* Goal *
Reply with only the number of lines that contain the string "React".

— begin Data —

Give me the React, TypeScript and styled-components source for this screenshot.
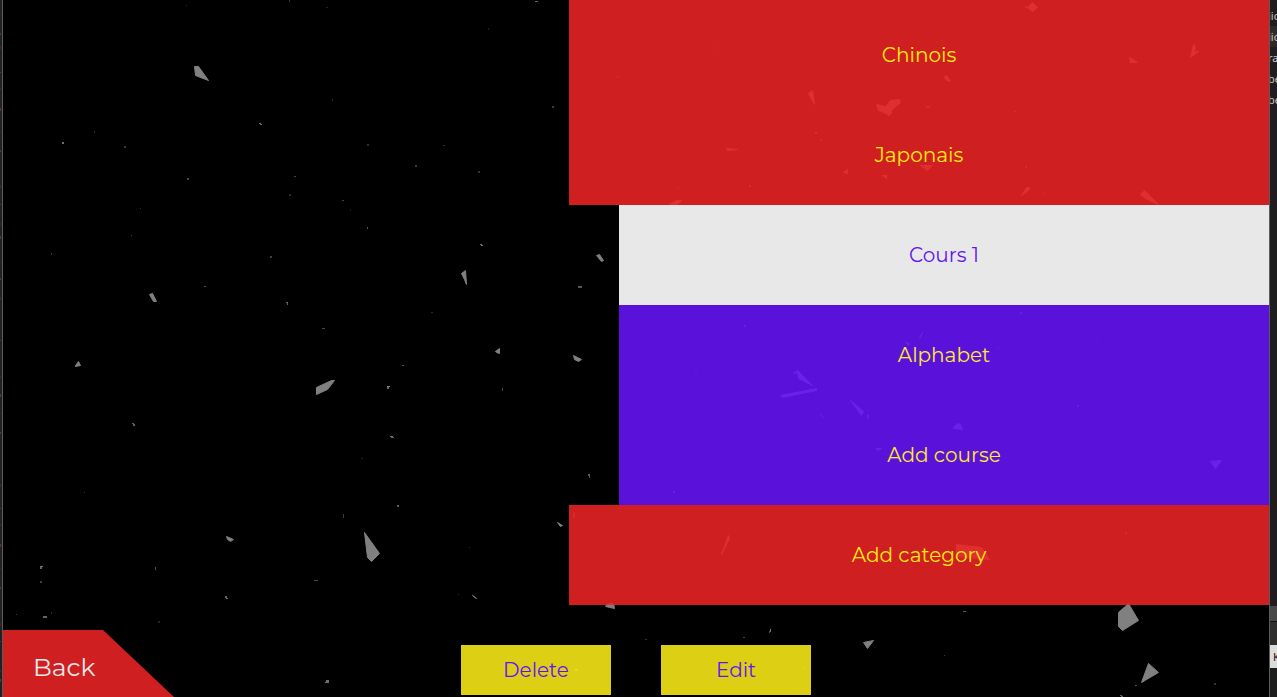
import React from "react";
import styled, { createGlobalStyle } from "styled-components";

const GlobalStyle = createGlobalStyle`
  * { box-sizing: border-box; }
  body { margin: 0; background: #1e1e1e; }
`;

const Desktop = styled.div`
  display: flex;
  height: 100vh;
  min-height: 690px;
  overflow: hidden;
  font-family: Montserrat, Inter, "Liberation Sans", sans-serif;
`;

const LeftSliver = styled.svg`
  flex: 0 0 2px;
  width: 2px;
  height: 100%;
  background: #212121;
`;

const Window = styled.main`
  position: relative;
  flex: 1;
  min-width: 0;
  display: flex;
  flex-direction: column;
  background: #000;
  border: solid #5c5c5c;
  border-width: 0 1px;
`;

const Debris = styled.svg`
  position: absolute;
  inset: 0;
  width: 100%;
  height: 100%;
`;

const List = styled.nav`
  position: relative;
  align-self: flex-end;
  width: 700px;
  max-width: 100%;
  display: flex;
  flex-direction: column;
`;

const SubList = styled.div`
  display: flex;
  flex-direction: column;
  margin-left: 50px;
`;

const tones = {
  red: { bg: "rgba(237, 35, 37, 0.88)", fg: "#ffeb14" },
  white: { bg: "rgba(255, 255, 255, 0.91)", fg: "#6313f3" },
  purple: { bg: "rgba(103, 20, 249, 0.88)", fg: "#ffeb2e" },
  yellow: { bg: "rgba(251, 236, 23, 0.88)", fg: "#6313f3" },
};

const Panel = styled.button<{ $tone: keyof typeof tones }>`
  border: 0;
  padding: 0;
  font: inherit;
  font-size: 20px;
  line-height: 24px;
  cursor: pointer;
  background: ${(p) => tones[p.$tone].bg};
  color: ${(p) => tones[p.$tone].fg};
`;

const Row = styled(Panel)`
  height: 100px;
`;

const PreviousRow = styled.div`
  height: 5px;
  background: ${tones.red.bg};
`;

const Footer = styled.footer`
  position: relative;
  flex: 1;
  display: grid;
  grid-template-columns: 1fr auto 1fr;
  align-items: end;
`;

const Back = styled.button`
  width: 171px;
  height: 67px;
  border: 0;
  padding: 6px 0 0 30px;
  font: inherit;
  font-size: 25px;
  line-height: 32px;
  text-align: left;
  color: #e8e8e8;
  background: ${tones.red.bg};
  cursor: pointer;
  clip-path: polygon(0 0, 100px 0, 100% 100%, 0 100%);
`;

const Actions = styled.div`
  display: flex;
  gap: 50px;
  padding-bottom: 2px;
`;

const Action = styled(Panel)`
  width: 150px;
  height: 50px;
`;

const RightSliver = styled.aside`
  flex: 0 0 7px;
  width: 7px;
  overflow: hidden;
  display: flex;
  flex-direction: column;
  background: #1e1e1e;
  color: #c8c8c8;
  font-family: "Noto Sans", sans-serif;
  font-size: 11px;
  line-height: 21px;
  white-space: nowrap;
`;

const FileName = styled.div<{ $active?: boolean }>`
  height: 21px;
  text-indent: -2px;
  background: ${(p) => (p.$active ? "#2b2b2b" : "transparent")};
`;

const Files = styled.div`
  flex: 1;
  padding-top: 5px;
`;

const StatusBand = styled.div`
  height: 16px;
  background: #484848;
  border-bottom: 1px solid #111;
`;

const StatusGap = styled.div`
  height: 23px;
  background: #2e2e2e;
`;

const Tip = styled.div`
  height: 23px;
  padding-left: 3px;
  margin-bottom: 29px;
  line-height: 24px;
  background: #dcdcdc;
  color: #2a0a20;
`;

const shards = [
  "194,66 198,66 208,80 195,75",
  "149,294 152,293 156,301 153,301",
  "461,273 465,270 466,284 464,279",
  "596,255 599,254 603,260 601,261",
  "495,351 499,348 499,353 496,352",
  "573,355 581,359 578,361 574,359",
  "316,387 331,380 334,380 327,389 316,394",
  "364,532 379,553 371,561 367,557",
  "226,536 233,539 230,541 227,539",
  "75,365 78,361 80,365 75,366",
  "557,522 562,525 560,526",
  "605,606 607,603 613,603 614,608",
  "472,595 476,598",
  "808,93 812,90 813,96 814,104",
  "876,104 885,106 890,100 899,99 900,102 891,110 891,113 888,115 886,113 878,110",
  "944,76 946,75 950,80 948,81 945,79",
  "726,148 737,149 727,150",
  "843,172 847,169 847,173",
  "920,165 932,165 927,170",
  "882,175 886,175 886,178",
  "669,204 676,200 681,200 677,204",
  "1027,7 1032,2 1037,7 1032,11",
  "1129,57 1137,62 1130,62",
  "1193,44 1195,46 1194,51 1198,51 1190,57",
  "1021,195 1026,187 1029,187 1029,189",
  "1140,194 1144,190 1158,204 1145,198",
  "793,373 797,370 812,385 798,378 797,372",
  "780,395 816,388 816,390 782,397",
  "850,400 863,411 861,415",
  "867,414 868,415 868,418 867,417",
  "820,414 823,417",
  "905,342 909,343 908,345",
  "919,338 922,332",
  "876,448 881,448 877,450",
  "953,427 957,423 960,424 962,429 953,428",
  "1210,461 1221,460 1215,468",
  "721,554 728,535 729,538",
  "573,517 574,512",
  "956,544 981,547 989,559 956,556",
  "1118,612 1128,603 1138,620 1122,630 1118,626",
  "863,642 873,640 867,648",
  "1148,663 1158,672 1141,682",
  "1120,695 1122,696",
  "575,669 577,669 576,670 575,670",
];

// x, y, width, height, grey level
const specks: [number, number, number, number, number][] = [
  [186, 5, 1, 1, 45], [289, 0, 1, 2, 60], [535, 1, 3, 1, 100], [488, 28, 1, 2, 30],
  [326, 7, 2, 1, 30], [259, 123, 2, 1, 110], [260, 124, 2, 1, 110], [62, 142, 2, 2, 110],
  [94, 131, 1, 2, 45], [124, 146, 2, 2, 55], [187, 178, 2, 2, 70], [294, 176, 2, 1, 70],
  [289, 194, 2, 2, 45], [140, 208, 1, 1, 50], [131, 235, 1, 1, 60], [51, 253, 1, 2, 55],
  [270, 256, 2, 2, 65], [204, 286, 2, 1, 80], [286, 302, 2, 1, 110], [287, 303, 1, 2, 95],
  [332, 99, 1, 2, 40], [552, 106, 2, 2, 60], [367, 144, 2, 2, 45], [443, 145, 2, 1, 50],
  [415, 165, 2, 2, 60], [478, 171, 2, 2, 50], [342, 200, 2, 1, 65], [350, 209, 1, 2, 25],
  [367, 227, 1, 2, 85], [480, 244, 2, 1, 115], [481, 245, 2, 1, 115], [578, 286, 4, 2, 85],
  [431, 312, 2, 1, 40], [322, 328, 3, 1, 70], [402, 365, 2, 1, 85], [387, 386, 3, 1, 125],
  [387, 387, 2, 2, 100], [502, 388, 1, 3, 75], [390, 436, 3, 1, 110], [391, 437, 3, 1, 110],
  [361, 458, 2, 1, 30], [588, 474, 2, 2, 90], [589, 476, 1, 2, 90], [397, 505, 2, 2, 90],
  [343, 514, 1, 4, 60], [469, 547, 1, 1, 40], [458, 594, 1, 1, 50], [314, 580, 4, 1, 70],
  [132, 423, 2, 1, 95], [133, 424, 2, 2, 95], [84, 492, 1, 1, 50], [40, 566, 3, 1, 115],
  [40, 567, 2, 2, 100], [40, 581, 2, 2, 60], [155, 567, 1, 3, 80], [225, 596, 2, 2, 100],
  [226, 598, 2, 1, 110], [43, 616, 4, 2, 100], [51, 612, 1, 2, 40], [16, 614, 1, 1, 60],
  [158, 621, 2, 2, 35], [326, 680, 3, 2, 110], [325, 682, 4, 1, 110], [714, 47, 1, 2, 80],
  [815, 132, 2, 2, 110], [820, 139, 2, 2, 90], [926, 106, 4, 2, 80], [617, 76, 2, 2, 60],
  [677, 187, 2, 1, 110], [749, 185, 2, 2, 90], [1014, 111, 2, 1, 90], [1025, 6, 2, 2, 100],
  [1025, 166, 2, 2, 90], [1043, 193, 2, 1, 100], [744, 325, 2, 2, 110], [695, 373, 2, 1, 110],
  [1020, 312, 2, 2, 110], [1077, 405, 2, 2, 100], [1097, 340, 1, 2, 60], [673, 491, 2, 2, 110],
  [997, 347, 2, 1, 90], [1125, 532, 2, 2, 90], [645, 639, 2, 1, 50], [743, 637, 2, 1, 65],
  [770, 629, 1, 3, 120], [769, 631, 1, 2, 80], [963, 611, 3, 1, 90], [944, 655, 1, 1, 55],
  [1135, 685, 2, 1, 90], [1214, 683, 2, 2, 50], [803, 668, 2, 1, 110],
];

const marks = [
  14, 33, 46, 72, 88, 108, 131, 150, 185, 204, 223, 236, 262, 278, 297, 340, 376, 394, 413, 432,
  484, 508, 524, 544, 568, 587, 623, 641, 670, 679,
];

const files = ["lic", "lic", "ra", "be", "be"];

export default function App() {
  return (
    <>
      <GlobalStyle />
      <Desktop>
        <LeftSliver aria-hidden="true">
          {marks.map((y, i) => (
            <rect key={y} x="0" y={y} width="1" height={(i % 3) + 1} fill={i % 2 ? "#6a3520" : "#54211c"} />
          ))}
        </LeftSliver>
        <Window>
          <Debris viewBox="3 0 1266 697" preserveAspectRatio="xMinYMin slice" aria-hidden="true">
            <g transform="translate(0.5 0.5)" fill="#808080" stroke="#808080" strokeWidth="1">
              {shards.map((points) => (
                <polygon key={points} points={points} />
              ))}
            </g>
            {specks.map(([x, y, w, h, g]) => (
              <rect key={`${x}-${y}`} x={x} y={y} width={w} height={h} fill={`rgb(${g},${g},${g})`} />
            ))}
          </Debris>
          <List aria-label="Categories">
            <PreviousRow />
            <Row $tone="red">Chinois</Row>
            <Row $tone="red">Japonais</Row>
            <SubList>
              <Row $tone="white">Cours 1</Row>
              <Row $tone="purple">Alphabet</Row>
              <Row $tone="purple">Add course</Row>
            </SubList>
            <Row $tone="red">Add category</Row>
          </List>
          <Footer>
            <Back>Back</Back>
            <Actions>
              <Action $tone="yellow">Delete</Action>
              <Action $tone="yellow">Edit</Action>
            </Actions>
          </Footer>
        </Window>
        <RightSliver>
          <Files>
            {files.map((name, i) => (
              <FileName key={i} $active={i === 1}>{name}</FileName>
            ))}
          </Files>
          <StatusBand />
          <StatusGap />
          <Tip>K</Tip>
        </RightSliver>
      </Desktop>
    </>
  );
}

— end Data —

* The answer *
2